Dysexecutive Syndrome – Frontal Lobe Impairment

Dysexecutive Syndrome (DES) is considered in three broad categories – cognitive, behavioural and emotional.

Dysexecutive syndrome refers to a range or cluster of cognitive, behavioural and emotional outcomes, which frequently occur together following a brain injury. 

The term ‘dysexecutive syndrome’ is preferred over ‘frontal lobe syndrome’ because it emphasises the functional deficits rather than a location of the injury. The magnitude of these deficits varies from person to person, and not everyone struggles with the same things.

It is often the case that many people struggle to recognise their deficits and just one of the reasons for this is that for many people there is a part of the brain that still thinks it can do all the things it could before.
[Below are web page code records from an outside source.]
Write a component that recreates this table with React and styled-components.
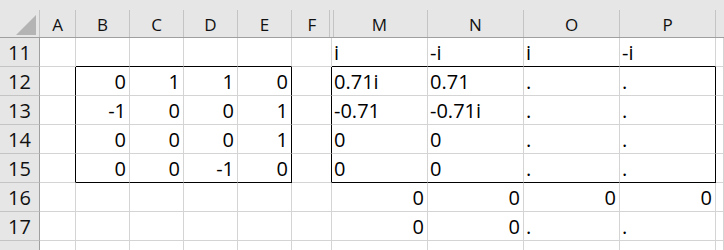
import React from 'react';
import styled, { createGlobalStyle } from 'styled-components';

const GlobalStyle = createGlobalStyle`
  html, body {
    margin: 0;
    padding: 0;
    background: #ffffff;
  }
  body {
    font-family: 'Open Sans', 'Noto Sans', sans-serif;
    color: #000000;
  }
`;

const COLS = ['A', 'B', 'C', 'D', 'E', 'F', 'M', 'N', 'O', 'P'];
const WIDTHS = '40px 36px 54px 54px 54px 54px 40px 96px 96px 96px 96px 1fr';

// framed ranges: rows 12-15, columns B..E and M..P
const BOXES = [
  { top: 12, bottom: 15, from: 'B', to: 'E' },
  { top: 12, bottom: 15, from: 'M', to: 'P' },
];

// the last row only peeks in at the bottom edge, its number stays below the fold
const ROWS = [
  { n: 11, cells: { M: 'i', N: '-i', O: 'i', P: '-i' } },
  { n: 12, cells: { B: 0, C: 1, D: 1, E: 0, M: '0.71i', N: '0.71', O: '.', P: '.' } },
  { n: 13, cells: { B: -1, C: 0, D: 0, E: 1, M: '-0.71', N: '-0.71i', O: '.', P: '.' } },
  { n: 14, cells: { B: 0, C: 0, D: 0, E: 1, M: '0', N: '0', O: '.', P: '.' } },
  { n: 15, cells: { B: 0, C: 0, D: -1, E: 0, M: '0', N: '0', O: '.', P: '.' } },
  { n: 16, cells: { M: 0, N: 0, O: 0, P: 0 } },
  { n: 17, cells: { M: 0, N: 0, O: '.', P: '.' } },
  { n: 18, cells: {}, partial: true },
];

const idx = c => COLS.indexOf(c);

const edgeRight = (row, col) =>
  BOXES.some(
    b =>
      row >= b.top &&
      row <= b.bottom &&
      (col === b.to || idx(col) === idx(b.from) - 1)
  );

const edgeBottom = (row, col) =>
  BOXES.some(
    b =>
      idx(col) >= idx(b.from) &&
      idx(col) <= idx(b.to) &&
      (row === b.top - 1 || row === b.bottom)
  );

export default function App() {
  return (
    <>
      <GlobalStyle />
      <Sheet>
        <HeaderRow>
          <Corner>
            <CornerMark />
          </Corner>
          {COLS.map(c => (
            <ColHead key={c} hiddenAfter={c === 'F'} hiddenBefore={c === 'M'}>
              {c}
            </ColHead>
          ))}
          <ColTail />
        </HeaderRow>
        {ROWS.map(r => (
          <Row key={r.n}>
            <RowHead>{r.partial ? null : r.n}</RowHead>
            {COLS.map(c => {
              const v = r.cells[c];
              return (
                <Cell
                  key={c}
                  numeric={typeof v === 'number'}
                  blackRight={edgeRight(r.n, c)}
                  blackBottom={edgeBottom(r.n, c)}
                >
                  {v}
                </Cell>
              );
            })}
            <Cell />
          </Row>
        ))}
      </Sheet>
    </>
  );
}

const Sheet = styled.div`
  width: 724px;
  height: 250px;
  overflow: hidden;
`;

const HeaderRow = styled.div`
  display: grid;
  grid-template-columns: ${WIDTHS};
  height: 38px;
  padding-top: 10px;
  box-sizing: border-box;
  background: #e6e6e6;
  border-bottom: 1px solid #9f9f9f;
`;

const Corner = styled.div`
  position: relative;
  border-right: 1px solid #c4c4c4;
`;

const CornerMark = styled.div`
  position: absolute;
  left: 16px;
  top: 5px;
  width: 20px;
  height: 20px;
  background: #b4b4b4;
  clip-path: polygon(100% 0, 100% 100%, 0 100%);
`;

const ColHead = styled.div`
  display: flex;
  justify-content: center;
  padding-top: 3px;
  line-height: 24px;
  font-size: 17px;
  color: #111111;
  border-right: ${p => (p.hiddenAfter ? 'none' : '1px solid #c4c4c4')};
  background: ${p =>
    p.hiddenAfter
      ? 'linear-gradient(to left, transparent 2px, #c4c4c4 2px, #c4c4c4 3px, transparent 3px)'
      : p.hiddenBefore
      ? 'linear-gradient(to right, transparent 1px, #c4c4c4 1px, #c4c4c4 2px, transparent 2px)'
      : 'none'};
`;

const ColTail = styled.div``;

const Row = styled.div`
  display: grid;
  grid-template-columns: ${WIDTHS};
  height: 29px;
`;

const RowHead = styled.div`
  display: flex;
  justify-content: center;
  box-sizing: border-box;
  padding-top: 2px;
  line-height: 26px;
  font-size: 20px;
  color: #111111;
  background: #e6e6e6;
  border-right: 1px solid #9f9f9f;
  border-bottom: 1px solid #c4c4c4;
`;

const Cell = styled.div`
  display: flex;
  justify-content: ${p => (p.numeric ? 'flex-end' : 'flex-start')};
  box-sizing: border-box;
  padding: 2px ${p => (p.numeric ? '3px' : '0')} 0 ${p => (p.numeric ? '0' : '2px')};
  line-height: 26px;
  font-size: 20px;
  white-space: nowrap;
  overflow: hidden;
  border-right: 1px solid ${p => (p.blackRight ? '#000000' : '#d4d4d4')};
  border-bottom: 1px solid ${p => (p.blackBottom ? '#000000' : '#d4d4d4')};
`;
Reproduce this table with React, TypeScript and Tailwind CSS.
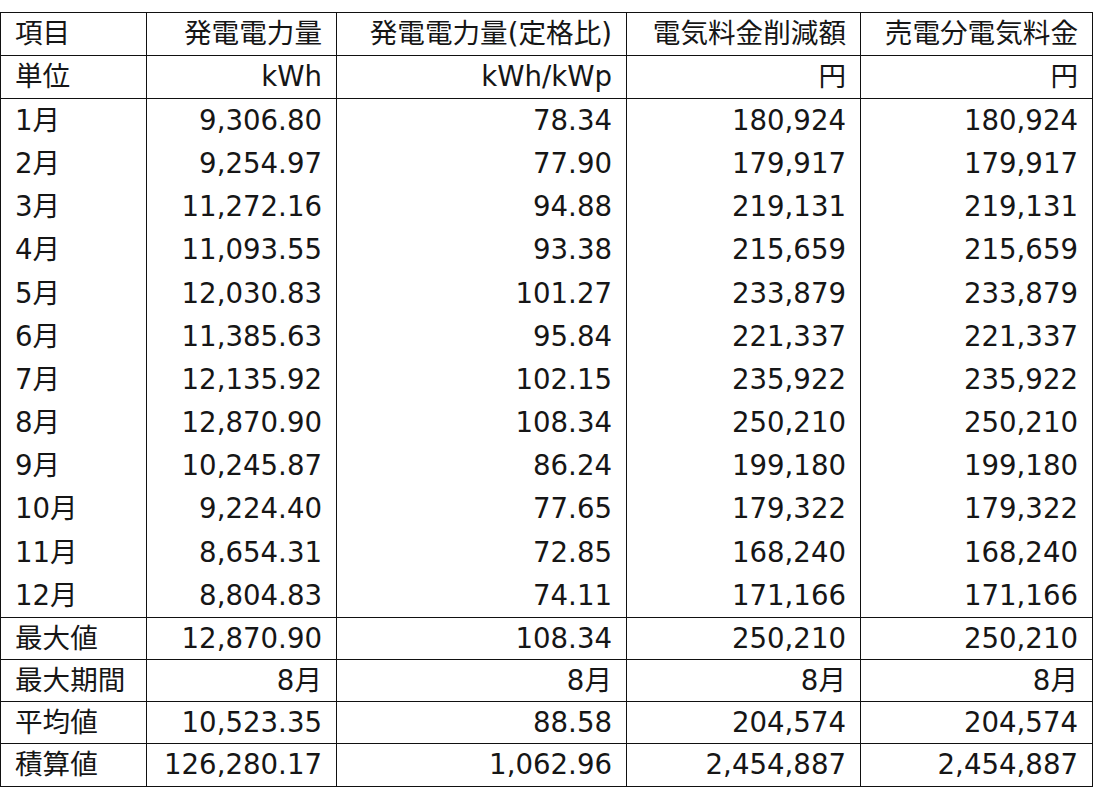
const headers = ["項目", "発電電力量", "発電電力量(定格比)", "電気料金削減額", "売電分電気料金"];
const units = ["単位", "kWh", "kWh/kWp", "円", "円"];

const months: string[][] = [
  ["1月", "9,306.80", "78.34", "180,924", "180,924"],
  ["2月", "9,254.97", "77.90", "179,917", "179,917"],
  ["3月", "11,272.16", "94.88", "219,131", "219,131"],
  ["4月", "11,093.55", "93.38", "215,659", "215,659"],
  ["5月", "12,030.83", "101.27", "233,879", "233,879"],
  ["6月", "11,385.63", "95.84", "221,337", "221,337"],
  ["7月", "12,135.92", "102.15", "235,922", "235,922"],
  ["8月", "12,870.90", "108.34", "250,210", "250,210"],
  ["9月", "10,245.87", "86.24", "199,180", "199,180"],
  ["10月", "9,224.40", "77.65", "179,322", "179,322"],
  ["11月", "8,654.31", "72.85", "168,240", "168,240"],
  ["12月", "8,804.83", "74.11", "171,166", "171,166"],
];

const summary: string[][] = [
  ["最大値", "12,870.90", "108.34", "250,210", "250,210"],
  ["最大期間", "8月", "8月", "8月", "8月"],
  ["平均値", "10,523.35", "88.58", "204,574", "204,574"],
  ["積算値", "126,280.17", "1,062.96", "2,454,887", "2,454,887"],
];

function Row({ cells, height, bottom }: { cells: string[]; height: string; bottom: boolean }) {
  return (
    <div
      className={`grid grid-cols-[145px_190px_290px_234px_1fr] ${height} ${bottom ? "border-b border-[#111]" : ""}`}
    >
      {cells.map((c, i) => (
        <div
          key={i}
          className={`flex items-center ${i === 0 ? "justify-start pl-[14px]" : "justify-end pr-[14px] border-l border-[#111]"}`}
        >
          {c}
        </div>
      ))}
    </div>
  );
}

export default function App() {
  return (
    <div className="min-h-screen bg-white pt-[12px] text-[#161616]">
      <div
        className="w-[1093px] border border-[#111] text-[27.6px] leading-none"
        style={{ fontFamily: '"DejaVu Sans", "Noto Sans CJK JP", sans-serif' }}
      >
        <Row cells={headers} height="h-[43px]" bottom />
        <Row cells={units} height="h-[43px]" bottom />
        <div className="border-b border-[#111]">
          {months.map((m, i) => (
            <Row key={i} cells={m} height="h-[43.2px]" bottom={false} />
          ))}
        </div>
        {summary.map((s, i) => (
          <Row key={i} cells={s} height="h-[42px]" bottom={i < summary.length - 1} />
        ))}
      </div>
    </div>
  );
}
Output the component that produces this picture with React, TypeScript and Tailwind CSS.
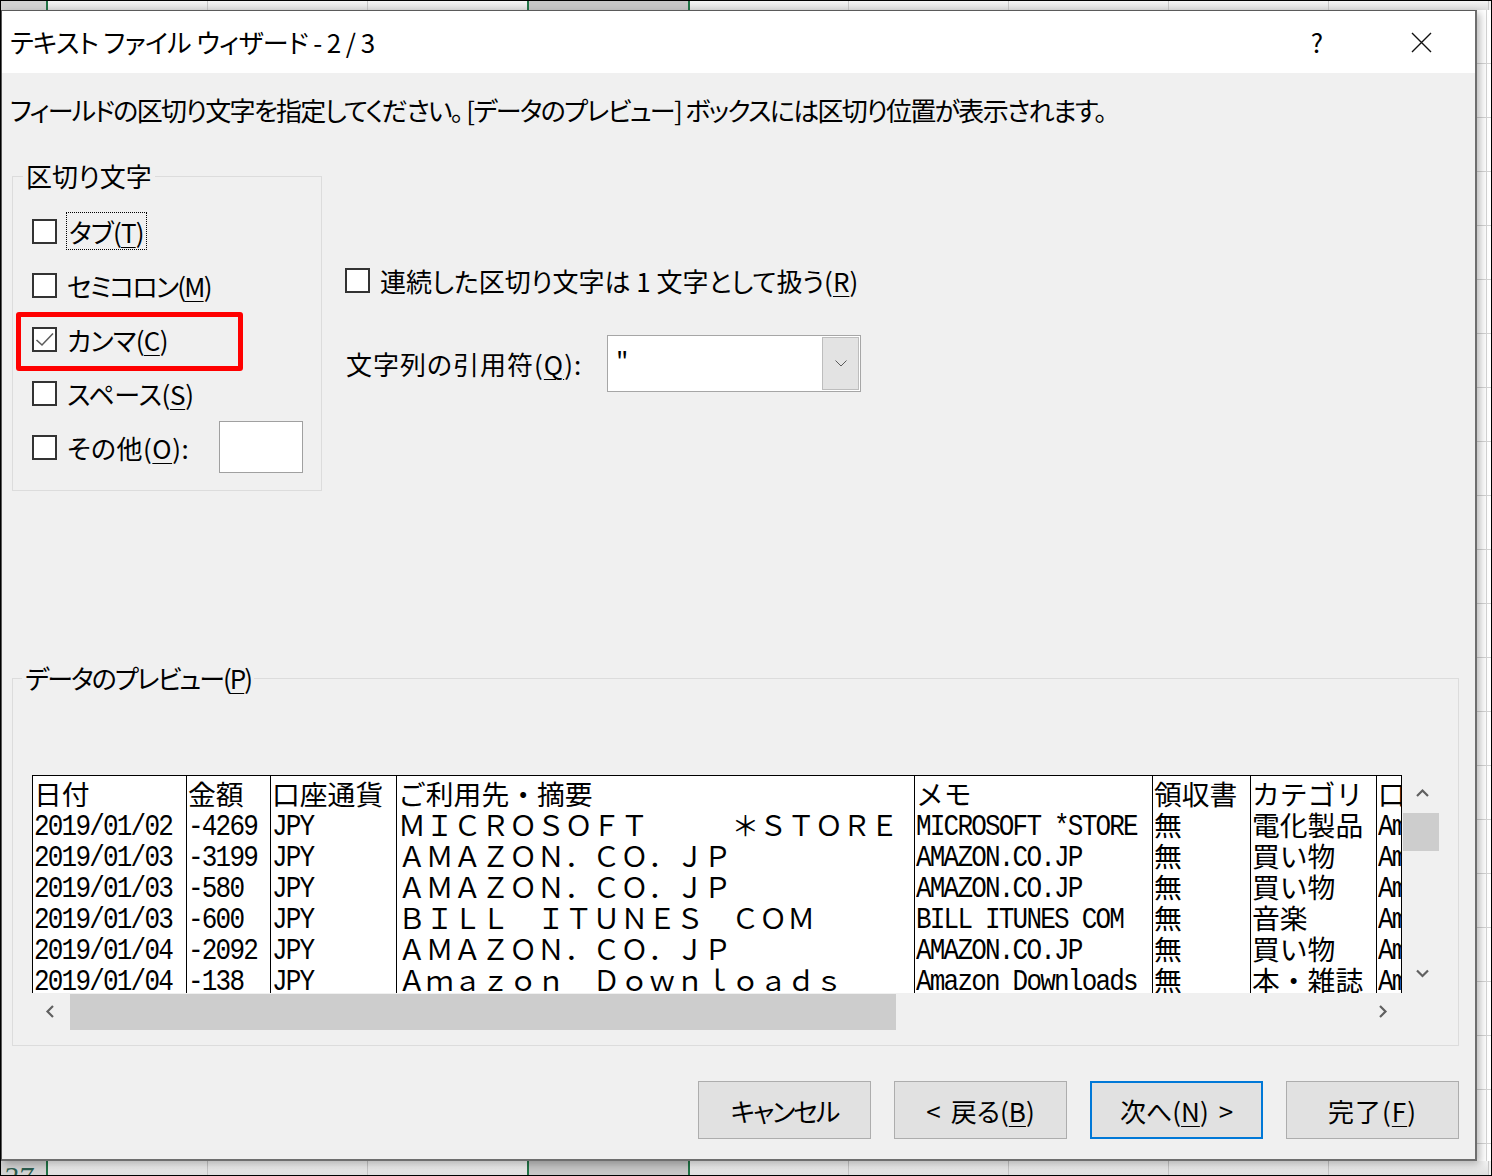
import React from "react";

const JP = "font-['Noto_Sans_CJK_JP',sans-serif] [font-feature-settings:normal] text-[27.8px] leading-[27px] pb-[4px]";
const MONO = "font-['Liberation_Mono','Noto_Sans_CJK_JP',monospace] [font-feature-settings:normal] text-[26px] leading-[33px] tracking-[-1.8px]";

interface Column {
  w: string;
  head: string;
  mono?: boolean;
  rows: string[];
}

const COLUMNS: Column[] = [
  { w: "w-[154px]", head: "日付", mono: true, rows: ["2019/01/02", "2019/01/03", "2019/01/03", "2019/01/03", "2019/01/04", "2019/01/04"] },
  { w: "w-[84px]", head: "金額", mono: true, rows: ["-4269", "-3199", "-580", "-600", "-2092", "-138"] },
  { w: "w-[126px]", head: "口座通貨", mono: true, rows: ["JPY", "JPY", "JPY", "JPY", "JPY", "JPY"] },
  {
    w: "w-[518px]",
    head: "ご利用先・摘要",
    rows: [
      "ＭＩＣＲＯＳＯＦＴ　　　＊ＳＴＯＲＥ",
      "ＡＭＡＺＯＮ．ＣＯ．ＪＰ",
      "ＡＭＡＺＯＮ．ＣＯ．ＪＰ",
      "ＢＩＬＬ　ＩＴＵＮＥＳ　ＣＯＭ",
      "ＡＭＡＺＯＮ．ＣＯ．ＪＰ",
      "Ａｍａｚｏｎ　Ｄｏｗｎｌｏａｄｓ",
    ],
  },
  { w: "w-[238px]", head: "メモ", mono: true, rows: ["MICROSOFT *STORE", "AMAZON.CO.JP", "AMAZON.CO.JP", "BILL ITUNES COM", "AMAZON.CO.JP", "Amazon Downloads"] },
  { w: "w-[98px]", head: "領収書", rows: ["無", "無", "無", "無", "無", "無"] },
  { w: "w-[126px]", head: "カテゴリ", rows: ["電化製品", "買い物", "買い物", "音楽", "買い物", "本・雑誌"] },
  { w: "w-[25px]", head: "口座名", mono: true, rows: ["Amex", "Amex", "Amex", "Amex", "Amex", "Amex"] },
];

const DELIMITERS = [
  { label: "タブ", key: "T", track: "" },
  { label: "セミコロン", key: "M", track: "tracking-[-1.8px]" },
  { label: "カンマ", key: "C", track: "tracking-[-0.6px]" },
  { label: "スペース", key: "S", track: "tracking-[-0.3px]" },
  { label: "その他", key: "O", track: "tracking-[0.5px]" },
];

// excel sheet behind the dialog
const STRIP_TOP = [
  "w-[45px] bg-[#d2d2d2]",
  "w-[2px] bg-[#217346]",
  "w-[159px] bg-gradient-to-b from-[#f4f4f4] to-[#dedede]",
  "w-[1px] bg-[#c6c6c6]",
  "w-[159px] bg-gradient-to-b from-[#f4f4f4] to-[#dedede]",
  "w-[1px] bg-[#c6c6c6]",
  "w-[159px] bg-gradient-to-b from-[#f4f4f4] to-[#dedede]",
  "w-[2px] bg-[#217346]",
  "w-[159px] bg-[#c6c6c6]",
  "w-[2px] bg-[#217346]",
  "w-[158px] bg-gradient-to-b from-[#f4f4f4] to-[#dedede]",
  "w-[1px] bg-[#c6c6c6]",
  "w-[159px] bg-gradient-to-b from-[#f4f4f4] to-[#dedede]",
  "w-[1px] bg-[#c6c6c6]",
  "w-[159px] bg-gradient-to-b from-[#f4f4f4] to-[#dedede]",
  "w-[1px] bg-[#c6c6c6]",
  "w-[159px] bg-gradient-to-b from-[#f4f4f4] to-[#dedede]",
  "w-[1px] bg-[#c6c6c6]",
  "w-[159px] bg-gradient-to-b from-[#f4f4f4] to-[#dedede]",
  "w-[1px] bg-[#c6c6c6]",
  "w-[2px] bg-[#f0f0f0]",
];

function Acc({ children }: { children: React.ReactNode }) {
  return <span className="underline decoration-1 underline-offset-[4px]">{children}</span>;
}

function CheckBox({ checked }: { checked?: boolean }) {
  return (
    <span className="flex h-[25px] w-[25px] shrink-0 items-center justify-center border-2 border-[#333333] bg-white">
      {checked && (
        <svg width="21" height="21" viewBox="0 0 21 21">
          <path d="M2.5 11 L8 16 L19 4.5" fill="none" stroke="#5c5c5c" strokeWidth="1.6" />
        </svg>
      )}
    </span>
  );
}

function Chevron({ dir }: { dir: "up" | "down" | "left" | "right" }) {
  const d = {
    up: "M1 8 L6.5 2.5 L12 8",
    down: "M1 2.5 L6.5 8 L12 2.5",
    left: "M8 1 L2.5 6.5 L8 12",
    right: "M3 1 L8.5 6.5 L3 12",
  }[dir];
  return (
    <svg width="13" height="13" viewBox="0 0 13 13">
      <path d={d} fill="none" stroke="#606060" strokeWidth="2.2" />
    </svg>
  );
}

function Strip({ bottom }: { bottom?: boolean }) {
  return (
    <div className={`flex shrink-0 overflow-hidden ${bottom ? "h-[14px]" : "h-[9px]"}`}>
      {STRIP_TOP.map((c, i) => (
        <div key={i} className={`h-full shrink-0 overflow-hidden ${c}`}>
          {bottom && i === 0 && (
            <span className="block pl-[2px] pt-[1px] font-['Liberation_Serif',serif] text-[30px] italic leading-none text-[#2c5e50]">27</span>
          )}
        </div>
      ))}
    </div>
  );
}

function RightStrip() {
  const cells = Array.from({ length: 22 }, (_, i) => i);
  return (
    <div className="flex w-[14px] shrink-0 overflow-hidden bg-white">
      <div className="flex w-[9px] flex-col">
        {cells.map((i) => (
          <div key={i} className="h-[54px] shrink-0 border-b border-[#d4d4d4]" />
        ))}
      </div>
      <div className="flex w-[5px] flex-col border-l border-[#d4d4d4]">
        {cells.map((i) => (
          <div key={i} className="h-[54px] shrink-0 border-b border-[#d4d4d4]" />
        ))}
      </div>
    </div>
  );
}

function Preview() {
  return (
    <div className="ml-[10px] mt-[79px] flex">
      <div className="flex flex-col">
        <div className="flex h-[218px] w-[1370px] overflow-hidden border-r border-t border-black bg-white text-black">
          {COLUMNS.map((col) => (
            <div key={col.head} className={`${col.w} shrink-0 overflow-hidden border-l border-black pt-[4px]`}>
              <div className={`h-[31px] whitespace-nowrap pl-[1px] ${JP}`}>{col.head}</div>
              {col.rows.map((r, i) => (
                <div key={i} className={`h-[31px] whitespace-nowrap pl-[1px] ${col.mono ? MONO : JP}`}>
                  {col.mono ? <span className="inline-block origin-center scale-y-[1.15]">{r}</span> : r}
                </div>
              ))}
            </div>
          ))}
        </div>
        {/* horizontal scrollbar */}
        <div className="flex h-[37px] w-[1370px]">
          <div className="flex w-[38px] items-center justify-center">
            <Chevron dir="left" />
          </div>
          <div className="mt-[1px] h-[36px] w-[826px] bg-[#cdcdcd]" />
          <div className="flex-1" />
          <div className="flex w-[38px] items-center justify-center">
            <Chevron dir="right" />
          </div>
        </div>
      </div>
      {/* vertical scrollbar */}
      <div className="flex h-[218px] w-[39px] flex-col">
        <div className="flex h-[38px] items-center justify-center pl-[2px]">
          <Chevron dir="up" />
        </div>
        <div className="ml-[1px] h-[38px] w-[36px] bg-[#cdcdcd]" />
        <div className="flex-1" />
        <div className="flex h-[38px] items-center justify-center pl-[2px]">
          <Chevron dir="down" />
        </div>
      </div>
    </div>
  );
}

function Dialog() {
  return (
    <div className="relative z-10 flex w-[1476px] shrink-0 flex-col border-b-2 border-l border-r-2 border-t border-b-[#6e6e6e] border-l-[#5a5a5a] border-r-[#6e6e6e] border-t-[#5a5a5a] font-['Noto_Sans_CJK_JP',sans-serif] text-black shadow-[3px_3px_8px_rgba(0,0,0,0.28)] [font-feature-settings:'palt']">
      {/* title bar */}
      <div className="flex h-[62px] shrink-0 items-center bg-white pl-[8px]">
        <span className="text-[26px] leading-none tracking-[-0.6px]">テキスト ファイル ウィザード - 2 / 3</span>
        <span className="ml-auto text-[26px] leading-none">?</span>
        <svg className="ml-[88px] mr-[43px]" width="21" height="21" viewBox="0 0 21 21">
          <path d="M1 1 L20 20 M20 1 L1 20" stroke="#111111" strokeWidth="1.4" />
        </svg>
      </div>

      {/* body */}
      <div className="flex flex-1 flex-col bg-[#f0f0f0] pl-[10px] pr-[16px] pt-[19px]">
        <p className="-ml-[2px] h-[36px] whitespace-nowrap text-[26px] leading-[36px] tracking-[-1.7px]">
          フィールドの区切り文字を指定してください。 [データのプレビュー] ボックスには区切り位置が表示されます。
        </p>

        <div className="mt-[30px] flex items-start">
          <fieldset className="w-[310px] shrink-0 border border-[#dcdcdc] pb-[16px] pl-[10px]">
            <legend className="px-[3px] text-[26px] leading-[36px]">区切り文字</legend>
            <div className="ml-[9px] mt-[10px] flex flex-col">
              {DELIMITERS.map((d, i) => (
                <div key={d.key} className="relative flex h-[54px] items-center">
                  <CheckBox checked={i === 2} />
                  {i === 0 ? (
                    <span className="ml-[9px] flex h-[38px] items-center border border-dotted border-black px-[2px] text-[26px] tracking-[-0.8px]">
                      {d.label}(<Acc>{d.key}</Acc>)
                    </span>
                  ) : (
                    <span className={`ml-[10px] text-[26px] ${d.track} ${i === 4 ? "w-[152px]" : ""}`}>
                      {d.label}(<Acc>{d.key}</Acc>){i === 4 && ":"}
                    </span>
                  )}
                  {i === 4 && <span className="h-[52px] w-[84px] border border-[#a0a0a0] bg-white" />}
                  {i === 2 && (
                    <span className="absolute -left-[16px] top-0 h-[59px] w-[227px] rounded-[3px] border-[5px] border-[#ff0000]" />
                  )}
                </div>
              ))}
            </div>
          </fieldset>

          <div className="ml-[23px] flex flex-col pt-[104px]">
            <div className="flex h-[36px] items-center">
              <CheckBox />
              <span className="ml-[10px] text-[26px]">
                連続した区切り文字は 1 文字として扱う(<Acc>R</Acc>)
              </span>
            </div>
            <div className="mt-[37px] flex items-center">
              <span className="w-[262px] pl-[1px] text-[26px] tracking-[1px]">
                文字列の引用符(<Acc>Q</Acc>):
              </span>
              <div className="flex h-[57px] w-[254px] border border-[#a6a6a6] bg-white">
                <span className="pl-[8px] pt-[6px] text-[26px] leading-[36px]">"</span>
                <div className="my-px ml-auto mr-px flex w-[37px] items-center justify-center border border-[#bdbdbd] bg-[#e3e3e3]">
                  <svg width="12" height="7" viewBox="0 0 12 7">
                    <path d="M0.5 0.5 L6 6 L11.5 0.5" fill="none" stroke="#5a5a5a" strokeWidth="1" />
                  </svg>
                </div>
              </div>
            </div>
          </div>
        </div>

        <fieldset className="mt-[169px] border border-[#dcdcdc] pb-[15px] pl-[9px]">
          <legend className="px-[3px] text-[26px] leading-[36px] tracking-[-2px]">
            データのプレビュー(<Acc>P</Acc>)
          </legend>
          <Preview />
        </fieldset>

        <div className="mt-[35px] flex justify-end gap-[23px]">
          <button className="flex h-[58px] w-[173px] items-center justify-center border border-[#adadad] bg-[#e1e1e1] text-[26px] tracking-[-2px]">
            キャンセル
          </button>
          <button className="flex h-[58px] w-[173px] items-center justify-center border border-[#adadad] bg-[#e1e1e1] text-[26px]">
            <span className="mr-[10px]">&lt;</span>戻る(<Acc>B</Acc>)
          </button>
          <button className="flex h-[58px] w-[173px] items-center justify-center border-2 border-[#0078d7] bg-[#e1e1e1] text-[26px]">
            次へ(<Acc>N</Acc>)<span className="ml-[10px]">&gt;</span>
          </button>
          <button className="flex h-[58px] w-[173px] items-center justify-center border border-[#adadad] bg-[#e1e1e1] text-[26px] tracking-[1px]">
            完了(<Acc>F</Acc>)
          </button>
        </div>
      </div>
    </div>
  );
}

export default function App() {
  return (
    <div className="flex h-[1176px] w-[1492px] flex-col overflow-hidden border border-black bg-white">
      <Strip />
      <div className="flex h-[1151px] shrink-0">
        <Dialog />
        <RightStrip />
      </div>
      <Strip bottom />
    </div>
  );
}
Very often, people only notice their struggles when they are trying to do something.

The outcomes can include a range of thinking issues such as having problems with maintaining attention, impaired memory, with perception – recognising things and what is going on the environment – and difficulties with language and loss of insight.

They also include emotional and behavioural changes that frequently occur following brain trauma such as, a lowered tolerance of frustration, rapid mood swings, disinhibition and anxiety.

If we think about it, we rarely think about, or even notice our executive skills – most of us take these functions for granted. It is usually only following neurological damage that people begin to notice things like, the inability to think ahead, to be able to ‘visualise’ and see the bigger picture, process information and thoughts, problem solve and reach conclusions.

All of these outcomes are very disabling, and just trying to break through these can be incredibly frustrating. We will talk about all of these things and many more in much more detail on the attributed pages.

Because these cognitive, behavioural, and emotional outcomes often happen together, there can be a lot of confusion about the overlap. Try to resist worrying too much about the exact route of a problem, and think instead in terms of questions. For example:-

  • Cognitive– Am I having trouble working out how to do something? Do people try and show me how to do things?
  • Behavioural– Are people telling me that I have changed and don’t behave in the same ways; or, am I aware after consideration that the way I approach things is different?
  • Emotional– Are people telling me that I am more sensitive, more easily upset, or that I react in a different way to how I would have done before? Do I feel out-of-control?

We address each of these areas in lots of detail explaining how it may feel to the injured person, and also the everyday observations made by families and friends. Most importantly, we cover what is ‘really’ going on to increase understanding.

If you want to know more about the technicalities, there is an excellent description of Dysexecutive Syndrome on Wikipedia. The article is straightforward and explains why the terminology changed from ‘Frontal Lobe Syndrome.’ The latter diagnostic descriptive refers to an area of the brain, rather than the symptoms and outcomes. Often these outcomes do not manifest just from the damage to the frontal lobes, and so the diagnostic descriptive was changed to Dysexecutive Syndrome.